Things I learned from Grandpa and Daddy Buck




I had two grandfathers that were as different as night and day. One a city slicker and the other a farmer and they both taught me things in their own way. I guess I will start with Grandpa Nalley (the farmer) who taught me about hard work and comedy timing. He had a very dry sense of humor and you had to pay close attention to catch when he was playing with you. He talked slow and very drawn out. For part of my life we lived in a trailer next to my Grandfather's place while my father was overseas in the military. During those couple of years all of us boys worked for Grandpa. Get up early in the morning go to the barn and shuck corn. After you had about six burlap sacks full you would throw them in the back of his truck and go up to his corn mill building. The building had a big pulley looking thing coming out the side that Grandpa would hook a tractor belt to engage his PTO and the milling machines in the old building would all start moving. We would make up about fifty bags of corn meal and then he would load them up in his truck and make his store rounds selling them. If you were lucky he might buy you a coke but you learned to not brag about it later cause Grandma would get on to him for doing so. She was tight; I think it had something to do with growing up in the depression. Grandpa said one time ain't nobody but the lord and the banker know how much money Mrs. Nalley has.

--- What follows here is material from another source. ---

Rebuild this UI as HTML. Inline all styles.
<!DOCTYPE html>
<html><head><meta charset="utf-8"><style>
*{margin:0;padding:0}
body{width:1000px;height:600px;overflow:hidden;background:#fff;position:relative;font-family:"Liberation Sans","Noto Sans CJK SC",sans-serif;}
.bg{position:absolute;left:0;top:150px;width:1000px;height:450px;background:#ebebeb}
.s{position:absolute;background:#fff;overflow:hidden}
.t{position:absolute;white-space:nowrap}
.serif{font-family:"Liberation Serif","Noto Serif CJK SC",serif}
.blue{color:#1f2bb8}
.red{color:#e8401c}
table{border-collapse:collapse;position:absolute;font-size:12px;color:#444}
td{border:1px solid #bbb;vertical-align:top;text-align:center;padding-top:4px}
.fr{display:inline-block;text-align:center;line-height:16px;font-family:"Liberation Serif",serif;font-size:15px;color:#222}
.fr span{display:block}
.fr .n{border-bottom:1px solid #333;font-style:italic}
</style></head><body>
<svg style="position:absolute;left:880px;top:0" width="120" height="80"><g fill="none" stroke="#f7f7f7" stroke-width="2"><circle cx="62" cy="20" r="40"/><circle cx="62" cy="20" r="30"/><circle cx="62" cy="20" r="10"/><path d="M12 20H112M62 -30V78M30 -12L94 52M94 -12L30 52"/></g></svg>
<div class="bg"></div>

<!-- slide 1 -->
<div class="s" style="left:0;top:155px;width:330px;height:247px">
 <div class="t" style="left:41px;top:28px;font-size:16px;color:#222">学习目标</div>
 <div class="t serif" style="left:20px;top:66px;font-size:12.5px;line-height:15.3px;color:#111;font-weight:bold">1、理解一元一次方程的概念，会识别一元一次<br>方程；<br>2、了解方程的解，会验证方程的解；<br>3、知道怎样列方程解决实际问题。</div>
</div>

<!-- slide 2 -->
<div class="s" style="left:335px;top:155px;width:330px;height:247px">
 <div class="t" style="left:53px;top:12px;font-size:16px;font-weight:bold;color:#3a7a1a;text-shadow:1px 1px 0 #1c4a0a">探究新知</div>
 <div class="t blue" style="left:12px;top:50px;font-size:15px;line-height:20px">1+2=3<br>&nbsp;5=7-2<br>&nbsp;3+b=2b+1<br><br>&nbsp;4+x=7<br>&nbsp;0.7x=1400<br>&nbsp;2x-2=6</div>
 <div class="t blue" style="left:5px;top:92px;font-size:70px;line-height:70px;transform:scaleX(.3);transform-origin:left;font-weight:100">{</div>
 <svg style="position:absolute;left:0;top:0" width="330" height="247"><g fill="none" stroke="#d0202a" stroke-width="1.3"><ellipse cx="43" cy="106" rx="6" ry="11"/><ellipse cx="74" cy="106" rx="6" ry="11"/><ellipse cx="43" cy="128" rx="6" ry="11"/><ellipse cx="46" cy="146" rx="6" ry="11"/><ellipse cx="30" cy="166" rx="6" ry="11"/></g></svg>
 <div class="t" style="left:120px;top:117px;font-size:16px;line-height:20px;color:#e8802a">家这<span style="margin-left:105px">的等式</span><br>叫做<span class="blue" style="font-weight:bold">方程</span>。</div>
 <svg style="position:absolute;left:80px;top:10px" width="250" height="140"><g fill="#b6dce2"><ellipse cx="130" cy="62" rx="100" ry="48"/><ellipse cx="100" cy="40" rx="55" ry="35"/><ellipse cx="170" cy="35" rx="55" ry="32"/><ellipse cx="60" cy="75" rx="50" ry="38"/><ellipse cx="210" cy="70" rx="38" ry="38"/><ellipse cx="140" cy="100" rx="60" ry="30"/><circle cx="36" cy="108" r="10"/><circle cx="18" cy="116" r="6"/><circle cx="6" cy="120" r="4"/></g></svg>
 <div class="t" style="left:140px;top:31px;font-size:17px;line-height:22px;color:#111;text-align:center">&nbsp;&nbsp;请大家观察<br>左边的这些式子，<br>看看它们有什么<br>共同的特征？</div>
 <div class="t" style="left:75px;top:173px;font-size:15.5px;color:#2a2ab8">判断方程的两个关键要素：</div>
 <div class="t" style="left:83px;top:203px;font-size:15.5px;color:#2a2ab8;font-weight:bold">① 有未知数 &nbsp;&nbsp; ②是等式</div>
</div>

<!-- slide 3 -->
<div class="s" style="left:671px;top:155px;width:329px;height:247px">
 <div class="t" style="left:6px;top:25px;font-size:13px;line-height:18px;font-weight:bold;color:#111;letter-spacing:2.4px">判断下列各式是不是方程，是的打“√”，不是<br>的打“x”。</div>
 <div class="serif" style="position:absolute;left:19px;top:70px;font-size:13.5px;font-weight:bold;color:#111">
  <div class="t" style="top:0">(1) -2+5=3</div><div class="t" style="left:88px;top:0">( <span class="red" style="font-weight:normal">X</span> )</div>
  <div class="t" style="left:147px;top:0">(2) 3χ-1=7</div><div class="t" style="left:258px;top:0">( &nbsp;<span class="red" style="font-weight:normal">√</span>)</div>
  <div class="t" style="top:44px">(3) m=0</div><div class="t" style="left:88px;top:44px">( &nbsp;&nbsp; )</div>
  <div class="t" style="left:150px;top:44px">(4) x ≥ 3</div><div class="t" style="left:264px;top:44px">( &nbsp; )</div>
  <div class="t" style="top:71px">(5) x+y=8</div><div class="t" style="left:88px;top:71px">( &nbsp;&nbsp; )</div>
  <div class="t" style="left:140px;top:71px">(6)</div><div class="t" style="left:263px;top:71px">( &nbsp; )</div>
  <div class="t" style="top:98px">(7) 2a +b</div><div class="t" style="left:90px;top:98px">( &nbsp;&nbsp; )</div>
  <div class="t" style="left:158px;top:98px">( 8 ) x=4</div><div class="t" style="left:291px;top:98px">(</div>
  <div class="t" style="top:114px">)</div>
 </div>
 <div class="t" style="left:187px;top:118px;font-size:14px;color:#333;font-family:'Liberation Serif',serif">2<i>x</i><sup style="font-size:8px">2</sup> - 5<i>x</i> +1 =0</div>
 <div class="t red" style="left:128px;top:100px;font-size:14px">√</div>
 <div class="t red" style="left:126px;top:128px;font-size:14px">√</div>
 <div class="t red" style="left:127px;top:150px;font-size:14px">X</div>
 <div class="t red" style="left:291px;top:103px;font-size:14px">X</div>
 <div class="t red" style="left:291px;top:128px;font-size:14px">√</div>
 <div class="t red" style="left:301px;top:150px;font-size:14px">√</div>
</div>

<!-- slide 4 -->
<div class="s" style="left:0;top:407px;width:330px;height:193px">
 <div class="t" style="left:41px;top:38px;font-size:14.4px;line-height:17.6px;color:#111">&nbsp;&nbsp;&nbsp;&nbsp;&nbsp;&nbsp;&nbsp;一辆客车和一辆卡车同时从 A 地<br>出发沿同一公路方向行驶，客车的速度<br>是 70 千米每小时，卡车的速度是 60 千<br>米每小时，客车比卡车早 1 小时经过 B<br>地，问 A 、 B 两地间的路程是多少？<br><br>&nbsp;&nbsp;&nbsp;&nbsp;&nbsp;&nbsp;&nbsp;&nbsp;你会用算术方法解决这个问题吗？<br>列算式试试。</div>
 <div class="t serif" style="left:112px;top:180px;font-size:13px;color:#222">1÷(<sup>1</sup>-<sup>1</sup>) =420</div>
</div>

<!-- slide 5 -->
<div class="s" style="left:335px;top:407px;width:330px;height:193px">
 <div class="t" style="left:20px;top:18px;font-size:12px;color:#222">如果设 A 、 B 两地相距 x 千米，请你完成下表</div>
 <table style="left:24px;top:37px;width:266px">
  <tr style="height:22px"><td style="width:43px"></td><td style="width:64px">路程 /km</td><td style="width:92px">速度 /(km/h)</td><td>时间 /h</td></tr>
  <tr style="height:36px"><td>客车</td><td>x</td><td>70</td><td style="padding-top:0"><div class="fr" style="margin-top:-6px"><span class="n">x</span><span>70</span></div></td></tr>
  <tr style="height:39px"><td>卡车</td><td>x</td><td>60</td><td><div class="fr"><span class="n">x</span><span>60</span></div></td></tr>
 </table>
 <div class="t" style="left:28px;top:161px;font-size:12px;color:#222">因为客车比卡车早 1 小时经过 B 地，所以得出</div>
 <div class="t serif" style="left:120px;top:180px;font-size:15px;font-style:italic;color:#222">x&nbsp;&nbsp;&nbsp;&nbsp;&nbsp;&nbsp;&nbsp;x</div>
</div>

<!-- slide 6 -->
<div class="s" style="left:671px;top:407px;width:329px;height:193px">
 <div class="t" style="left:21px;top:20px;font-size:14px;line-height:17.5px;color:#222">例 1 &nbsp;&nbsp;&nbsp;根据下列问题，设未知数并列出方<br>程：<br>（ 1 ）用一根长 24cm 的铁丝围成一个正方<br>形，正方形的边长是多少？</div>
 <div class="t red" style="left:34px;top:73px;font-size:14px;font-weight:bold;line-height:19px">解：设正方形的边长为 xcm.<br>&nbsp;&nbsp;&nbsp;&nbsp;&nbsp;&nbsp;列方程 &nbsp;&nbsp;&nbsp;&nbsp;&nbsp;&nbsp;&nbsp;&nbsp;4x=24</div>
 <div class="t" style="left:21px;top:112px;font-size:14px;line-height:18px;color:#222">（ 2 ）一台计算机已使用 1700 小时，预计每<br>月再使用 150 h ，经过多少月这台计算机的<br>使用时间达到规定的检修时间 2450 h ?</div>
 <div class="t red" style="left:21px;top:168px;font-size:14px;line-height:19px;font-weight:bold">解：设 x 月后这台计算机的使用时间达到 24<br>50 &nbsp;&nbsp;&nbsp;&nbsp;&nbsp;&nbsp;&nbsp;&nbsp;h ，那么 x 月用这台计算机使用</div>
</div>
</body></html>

Remember me saying Grandpa Nalley taught me comedy timing? Well here is a story I like to tell about him because it is so much out of his normal character. Now you have to have the mental picture of them first. They are at this time both around 70 and sitting out on the front porch peeling apples. Grandpa and his pocket knife dressed in his overalls and Grandma in an old dress, long down to her ankles with her kitchen apron on. The chickens were just out the door eating some corn Grandpa had thrown to them. An old Rooster was out strutting in the yard and about every minute and half he would top a chicken (that is country for getting some, for you city folks) well after that rooster had topped about his forth hen grandma leaned over and said to Grandpa: I sure wish you could do that. Grandpa looked a little hurt at first and just looked down at his apple and kept peeling it. It was then I noticed he kept one eye cocked toward that rooster. Sure enough about 30 seconds later that rooster topped him another hen. Grandpa leaned back in his chair and said real slow…. I probably could if I had a fresh hen each time.

My other Grandfather we called Daddy Buck he was actually my step Grandpa as the real Grandpa died before I was born. Daddy Buck loved drinking beer and he loved telling stories. That sounds like someone I know. Us boys loved sitting around listening to him tell his stories and he had a very colorful life. He quit school in the 4th grade and went to work in the mill. That was the expected thing back then. Later he got into moon shinning and he did some vaudeville. Some would say he was a mean old guy but he just liked to teach boys life lessons like the time he bet me fifty cents I couldn't pee thru and electric fence. Now for you that have not had this experience sooner or later the stream decreases and the electricity increases. Then there was the time he told me that if you put butter on your hands you can catch bees and they can't sting you. Daddy Buck was also the author of the family ghost called Red Eye. Red Eye had one big eye in the middle of his head and he hung around graveyards during the day and would venture out at night to eat little children. Red Eye liked his food tender. Red Eye is still passed down in the family as soon as a kid gets old enough to listen.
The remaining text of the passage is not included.